What comes before “eureka!” is the context that allows that creative leap to take place. It is partly the history of the creative thinker, the skills and training they’ve acquired, often slowly and painfully, over the years (think of the years Da Vinci spent training in technique). It is partly the context of other ideas, from other thinkers, which inspire, inform, and incite: thinkers may build upon other thinker’s ideas, challenge them, riff off them, or rip off them - but in all cases, their great and ‘novel’ idea couldn’t have existed without the background and context of other great ideas. It is partly the context of time and opportunity, of random events that set off the chain of thought, of being in the ‘right’ place at the ‘right’ time.
Putting the “create” back in “creative”
What comes after is the work that brings a creative idea to fruition. There are almost 7 billion people on this planet. That’s seven billion thinkers, some consciously working hard at generating new ideas, others idly day-dreaming, but all thinking. “There is no new thing under the sun”, goes Ecclesiastes, and statistically, that’s likely to be true.
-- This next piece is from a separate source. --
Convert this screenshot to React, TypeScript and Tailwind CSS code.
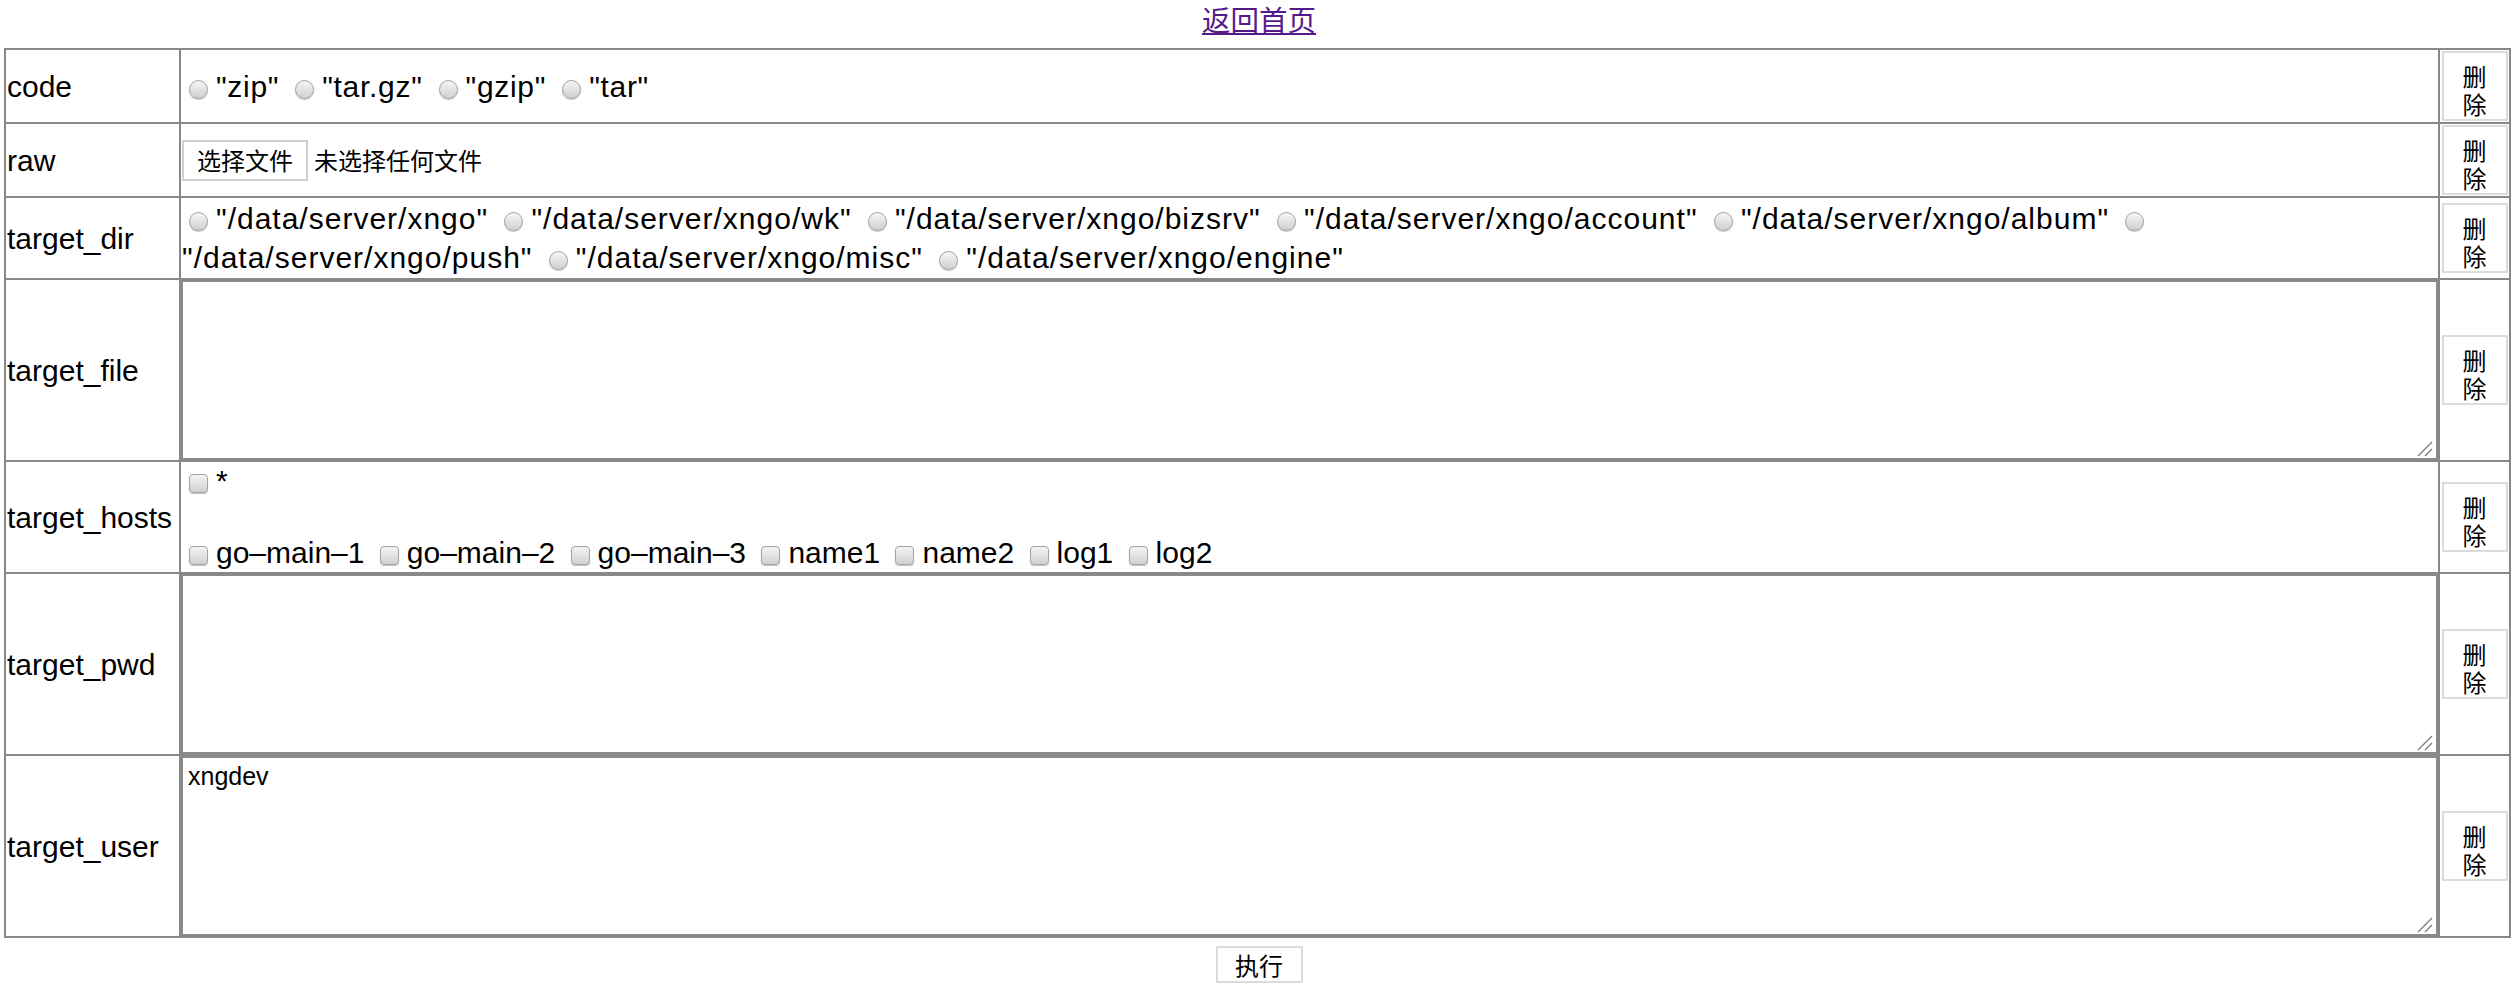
import React from "react";

const Radio = () => (
  <span className="inline-block w-[19px] h-[19px] rounded-full border border-[#a4a4a4] bg-linear-to-b from-[#f5f5f5] to-[#d0d0d0] shadow-[0_1px_1px_rgba(0,0,0,0.25)] align-[-2px] ml-[7px] mr-[8px]" />
);

const Check = () => (
  <span className="inline-block w-[19px] h-[19px] rounded-[4px] border border-[#a4a4a4] bg-linear-to-b from-[#f5f5f5] to-[#d0d0d0] shadow-[0_1px_1px_rgba(0,0,0,0.25)] align-[-2px] ml-[7px] mr-[8px]" />
);

const Del = () => (
  <button
    type="button"
    className="block mx-auto w-[66px] h-[70px] border-2 border-[#dcdcdc] bg-white px-[9px] pt-[8px] text-[24px] leading-[28px] text-center text-black tracking-normal font-['Noto_Sans_CJK_SC',sans-serif]"
  >
    删除
  </button>
);

const TA = ({ value }: { value?: string }) => (
  <div className="relative">
    <textarea
      defaultValue={value}
      className="block w-full h-[180px] resize-none border-2 border-[#8a8a8a] bg-white px-[5px] py-[4px] text-[25px] leading-[29px] text-black font-['Liberation_Sans',sans-serif] outline-none"
    />
    <svg
      className="absolute right-[5px] bottom-[3px] w-[16px] h-[16px] pointer-events-none"
      viewBox="0 0 16 16"
    >
      <path d="M15 1 L1 15 M15 8 L8 15" stroke="#7a7a7a" strokeWidth="1.3" fill="none" />
    </svg>
  </div>
);

const labelCls = "border-2 border-[#888] pl-[1px] align-middle text-left font-normal";
const midCls = "border-2 border-[#888] p-[1px] align-middle";
const delCls = "border-2 border-[#888] p-[1px] align-middle";

export default function App() {
  const codes = ['"zip"', '"tar.gz"', '"gzip"', '"tar"'];
  const dirs1 = [
    '"/data/server/xngo"',
    '"/data/server/xngo/wk"',
    '"/data/server/xngo/bizsrv"',
    '"/data/server/xngo/account"',
    '"/data/server/xngo/album"',
  ];
  const hosts = ["go–main–1", "go–main–2", "go–main–3", "name1", "name2", "log1", "log2"];

  return (
    <div className="min-h-screen w-full bg-white text-black text-[30px] font-['Liberation_Sans','Noto_Sans_CJK_SC',sans-serif]">
      <div className="h-[48px] text-center leading-[38px]">
        <a
          href="#"
          className="text-[28.5px] text-[#551a8b] underline font-['Noto_Sans_CJK_SC',sans-serif]"
        >
          返回首页
        </a>
      </div>

      <div className="pl-[4px] pr-[7px]">
        <table className="w-full table-fixed border-collapse border-2 border-[#888]">
          <colgroup>
            <col className="w-[175px]" />
            <col />
            <col className="w-[71px]" />
          </colgroup>
          <tbody>
            <tr>
              <td className={labelCls}>code</td>
              <td className={`${midCls} leading-[39px] tracking-[0.7px]`}>
                {codes.map((c, i) => (
                  <React.Fragment key={c}>
                    {i > 0 ? " " : null}
                    <Radio />
                    {c}
                  </React.Fragment>
                ))}
              </td>
              <td className={delCls}>
                <Del />
              </td>
            </tr>

            <tr>
              <td className={labelCls}>raw</td>
              <td className={midCls}>
                <div className="flex items-center">
                  <span className="inline-flex items-center h-[41px] border-2 border-[#cfcfcf] bg-white pl-[13px] pr-[13px] text-[24px] font-['Noto_Sans_CJK_SC',sans-serif]">
                    选择文件
                  </span>
                  <span className="ml-[6px] text-[24px] font-['Noto_Sans_CJK_SC',sans-serif]">
                    未选择任何文件
                  </span>
                </div>
              </td>
              <td className={delCls}>
                <Del />
              </td>
            </tr>

            <tr>
              <td className={labelCls}>target_dir</td>
              <td className={`${midCls} leading-[39px] tracking-[1px]`}>
                {dirs1.map((d, i) => (
                  <React.Fragment key={d}>
                    {i > 0 ? " " : null}
                    <Radio />
                    {d}
                  </React.Fragment>
                ))}{" "}
                <Radio />
                <br />
                {'"/data/server/xngo/push"'} <Radio />
                {'"/data/server/xngo/misc"'} <Radio />
                {'"/data/server/xngo/engine"'}
              </td>
              <td className={delCls}>
                <Del />
              </td>
            </tr>

            <tr>
              <td className={labelCls}>target_file</td>
              <td className="border-2 border-[#888] p-0 align-middle">
                <TA />
              </td>
              <td className={delCls}>
                <Del />
              </td>
            </tr>

            <tr>
              <td className={labelCls}>target_hosts</td>
              <td className={`${midCls} leading-[36px]`}>
                <div>
                  <Check />*
                </div>
                <div>&nbsp;</div>
                <div>
                  {hosts.map((h, i) => (
                    <React.Fragment key={h}>
                      {i > 0 ? " " : null}
                      <Check />
                      {h}
                    </React.Fragment>
                  ))}
                </div>
              </td>
              <td className={delCls}>
                <Del />
              </td>
            </tr>

            <tr>
              <td className={labelCls}>target_pwd</td>
              <td className="border-2 border-[#888] p-0 align-middle">
                <TA />
              </td>
              <td className={delCls}>
                <Del />
              </td>
            </tr>

            <tr>
              <td className={labelCls}>target_user</td>
              <td className="border-2 border-[#888] p-0 align-middle">
                <TA value="xngdev" />
              </td>
              <td className={delCls}>
                <Del />
              </td>
            </tr>
          </tbody>
        </table>
      </div>

      <div className="flex justify-center pt-[8px]">
        <button
          type="button"
          className="w-[87px] h-[37px] border-2 border-[#dcdcdc] bg-white text-[24px] leading-[30px] text-black font-['Noto_Sans_CJK_SC',sans-serif]"
        >
          执行
        </button>
      </div>
    </div>
  );
}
Very few of those creatives ideas, however, are brought to fruition, because it takes work, real work, to create something. OK Go are hardly the first people to think about using a car to make music: in 2009, Honda paved a road in Lancaster, California with strips that played (albeit badly) the William Tell Overture when a car drove over them. Somewhere out there, some one, watching the OK Go video, must be thinking to him or herself “I thought of that once!” The difference is they didn’t put in the work to bring those ideas to fruition. It took OK Go four months to set up the music video, and then four whole days to shoot it. Making 1157 instruments from scratch, planning and setting up the track, and working out the mundane logistical details doesn’t seem very glamorous, or creative. Getting 288 guitars and 55 pianos at short notice seems more the province of a supply clerk than an artist. The lead singer took lessons in stunt driving to prepare for the video, so he could drive a 1000kg car with the finesse of a musical instrument, while singing. It took four days of takes and re-takes until they got it right. Nowhere in there can we discern an “eureka!” moment, yet without all this, they wouldn’t have created something.
When we think about teaching creativity, we spend a lot of time thinking about how to teach our children “get” creative ideas, when it turns out “getting” those ideas is only half of the problem. People “get” ideas all the time - and, with so many people on this planet, odds are that interesting ideas are being generated all the time. There’s a story I once heard about Christopher Columbus, and it goes like this: returning from his discovery of America, he was feted at a grand dinner, where guests sang his praises. One guest, however, jealous of the attention Columbus was getting, was heard to ask loudly what the big deal was. All Columbus did was sail west until he hit land: any one could do that. Columbus rounded on the man, and challenged him to balance an egg on its end. The man said it was not possible, and Columbus promptly took an egg, tapped it on the table so the shell flattened, and stood it on its end. “But any one could do that!” the embarrassed guest exclaims. Yes, replies Columbus, any one can - once someone does it first.
Creative work is hard work
Creative work appears easier when reverse engineered (and I’ve often wondered whether this could be an easy heuristic to distinguish creative from non-creative work). We focus on the ingenuity of the idea, but ingenuity is only hard to achieve the first time, and easily copied the second. It is the wrong thing to focus on. Friends who are in the creative industry tell stories of clients asking them why they should pay so much - “I could do this myself” is often the refrain, whether its photography, writing or design. Yes, any one could do this: but it takes a creative to do it first. The ease with which something is replicated in subsequent reproduction is not indicative of its worth, or the worth of the work of the person who created it.
If there’s any doubt that creative work is work, take a look at these screenshots from what is (in my opinion) OK Go’s most ambitious music video so far: White Knuckles, involving 12 dogs, performing complex stunts, and moving (almost) perfectly in cue to the music. It took four weeks to prepare, and 4 days and 124 takes to shoot (and it is noteworthy that they ended up using take 72 - yes, they went on for another 52 takes after the optimal one, just to be sure, just to try to do it better). It’s not the numbers that I want to draw your attention to though, but this screen-shot from the music video, of the band:
Look at their faces: it is the look of concentration, of someone praying please, please, let this be the last take. It’s the look of someone working, hard.